Residing in Heyfield, Chivers has already faced a reduction in her working hours as native forestry logging has largely come to a standstill.

“There are no jobs around,” Chivers says. “So there’s no use going to TAFE to do a course if there are no jobs at the end of it.”

“I’ll just wait now. I’ll wait a couple of weeks and see what [my boss] has to offer. And whether he thinks he can survive.”

Chivers, who has been operating a forklift at the sawmill for half a dozen years, notes that legal disputes have resulted in only 3% of the timber processed this year being local hardwood.

The sawmill’s owner has sought alternative sources of timber, importing from Tasmania, New South Wales, and the United States. However, the diminished supply inevitably leads to fewer working shifts.

“We used to work two shifts, and now we only work one,” Chivers says, “because basically we haven’t had a timber supply for the last three years.”

She lives off $300 a week after paying her mortgage – and, like many Australians, she worries about rising interest rates, the cost of food, and, now, what she will do if she loses her job.

It’s not just about the forest workers, it’s the mechanics and the cafes

The mayor of Wellington shire, Ian Bye, says more than 600 families will be directly impacted in his shire alone.

“When you look at it, it’s the transport operators, the people in the mills, the people that are in the co-ops,” he says.

“There are over 600 families just directly in the timber industry without the subsidiaries – the mechanics, the cafes or others that are affected. The direct impact is over 600 families.

‘It doesn’t give us enough time as an industry to transition to something else’

Last week, Powelltown Sawmill workers were interviewed by ABC News – Victoria.

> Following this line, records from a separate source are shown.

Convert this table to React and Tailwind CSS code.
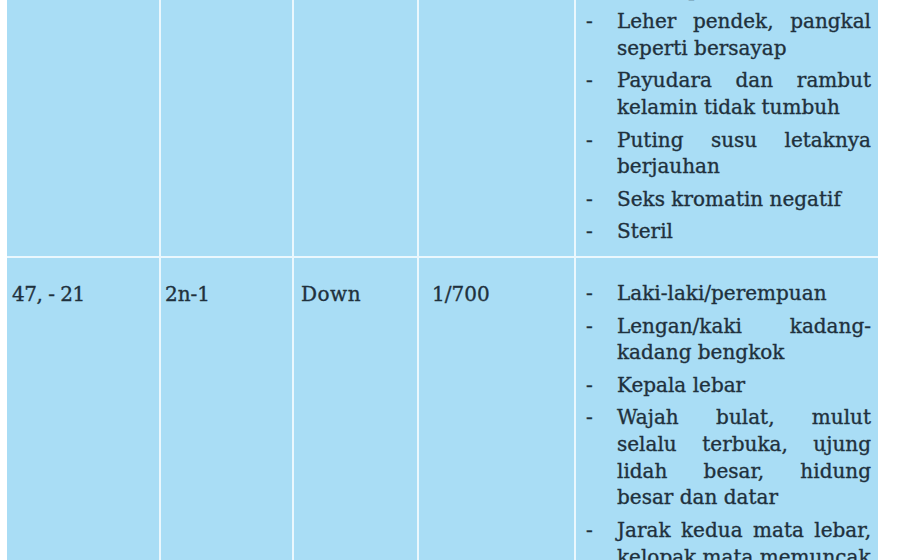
import React from "react";

const FONT = { fontFamily: '"DejaVu Serif", "Liberation Serif", serif' };

function Item({ lines }) {
  return (
    <div className="flex">
      <span className="w-[41px] shrink-0 pl-[10px]">-</span>
      <div className="w-[254px] shrink-0">
        {lines.map((l, i) =>
          i < lines.length - 1 ? (
            <div key={i} className="whitespace-nowrap text-justify [text-align-last:justify]">
              {l}
            </div>
          ) : (
            <div key={i} className="whitespace-nowrap">
              {l}
            </div>
          )
        )}
      </div>
    </div>
  );
}

const row1 = [
  ["Perempuan"],
  ["Tubuh pendek"],
  ["Leher pendek, pangkal", "seperti bersayap"],
  ["Payudara dan rambut", "kelamin tidak tumbuh"],
  ["Puting susu letaknya", "berjauhan"],
  ["Seks kromatin negatif"],
  ["Steril"],
];

const row2 = [
  ["Laki-laki/perempuan"],
  ["Lengan/kaki kadang-", "kadang bengkok"],
  ["Kepala lebar"],
  ["Wajah bulat, mulut", "selalu terbuka, ujung", "lidah besar, hidung", "besar dan datar"],
  ["Jarak kedua mata lebar,", "kelopak mata memuncak"],
  ["Jari pendek dan gemuk"],
];

export default function App() {
  return (
    <div
      className="w-[900px] h-[560px] overflow-hidden bg-white pl-[7px] pr-[22px] text-[20px] leading-[26.7px] text-[#1f313d] [-webkit-text-stroke:0.35px_#1f313d]"
      style={FONT}
    >
      <div className="flex flex-col gap-[2px] bg-[#eaf7fd]">
        <div className="grid grid-cols-[152px_131px_123px_155px_1fr] gap-x-[2px] h-[256px]">
          <div className="bg-[#a9ddf5]" />
          <div className="bg-[#a9ddf5]" />
          <div className="bg-[#a9ddf5]" />
          <div className="bg-[#a9ddf5]" />
          <div className="bg-[#a9ddf5] overflow-hidden flex flex-col justify-end gap-[5.8px] pb-[11px]">
            {row1.map((it, i) => (
              <Item key={i} lines={it} />
            ))}
          </div>
        </div>
        <div className="grid grid-cols-[152px_131px_123px_155px_1fr] gap-x-[2px] h-[400px]">
          <div className="bg-[#a9ddf5] pt-[23px] pl-[5px] tracking-[-0.5px]">47, - 21</div>
          <div className="bg-[#a9ddf5] pt-[23px] pl-[4px]">2n-1</div>
          <div className="bg-[#a9ddf5] pt-[23px] pl-[7px] tracking-[0.5px]">Down</div>
          <div className="bg-[#a9ddf5] pt-[23px] pl-[13px]">1/700</div>
          <div className="bg-[#a9ddf5] pt-[22px] flex flex-col gap-[5.8px]">
            {row2.map((it, i) => (
              <Item key={i} lines={it} />
            ))}
          </div>
        </div>
      </div>
    </div>
  );
}
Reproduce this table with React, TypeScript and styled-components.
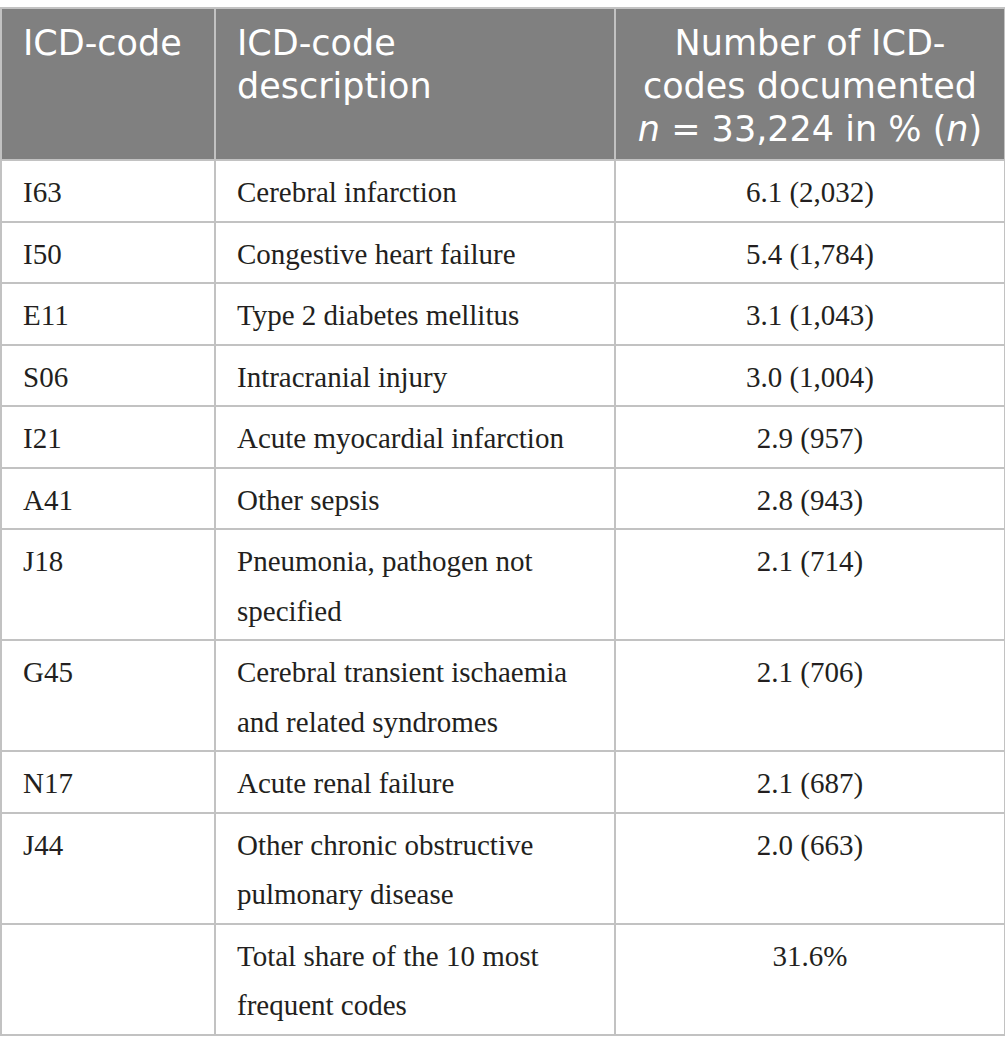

Powelltown Sawmill is owned and operated by Steven Bedggood and Harold Fox, who joined 4 families in running the sawmill. The sawmill has been in continuous operation since the early 1900’s – more than 120 years – and has a log supply agreement with Vicforests until the end of 2023.

“I left school at 17 on Friday, and on Monday, I got a job in a sawmill; that was 43 years ago,” Bedggood said.

Bedggood is concerned for his young colleagues.

“I feel for the guys that are 25 or 30 years old, their job is sawmilling and they are part of the furniture here; they are the ones that will suffer.”

The ABC reported that the sawmill established the local football and netball club, but the club’s future is uncertain with the closure.

Dan Pote, CEO of Powelltown Sawmills, said the mill was already working on a tight deadline under the 2030 Forestry Plan.

“It was devastating news; it doesn’t give us enough time as an industry to transition to something else.”

AFCA is working with the Victorian Government to protect forest contracting businesses  

The Australian Forest Contractors Association (AFCA), which represents forestry businesses and workers directly impacted by the recent decision from the Victorian Government, has voiced its concerns about the accelerated closure of Native Forest Harvesting.

In the face of these concerns, AFCA announced that it would engage with the Department of Energy, Environment, and Climate Action.

The aim is to clarify the process for forest contracting businesses, ensuring owners can make informed decisions and adequately support their employees during this transition.

“AFCA has been advocating tirelessly for the industry since the 2019 policy decision was announced,” explained Carlie Porteous, General Manager of AFCA. Expressing her disappointment at the far-reaching impacts of this outcome, she emphasiSed, “After today’s announcement, we are now focusing on supporting them through the transition.”

  • Wood Central will update the story with responses from workers and businesses impacted by the closure.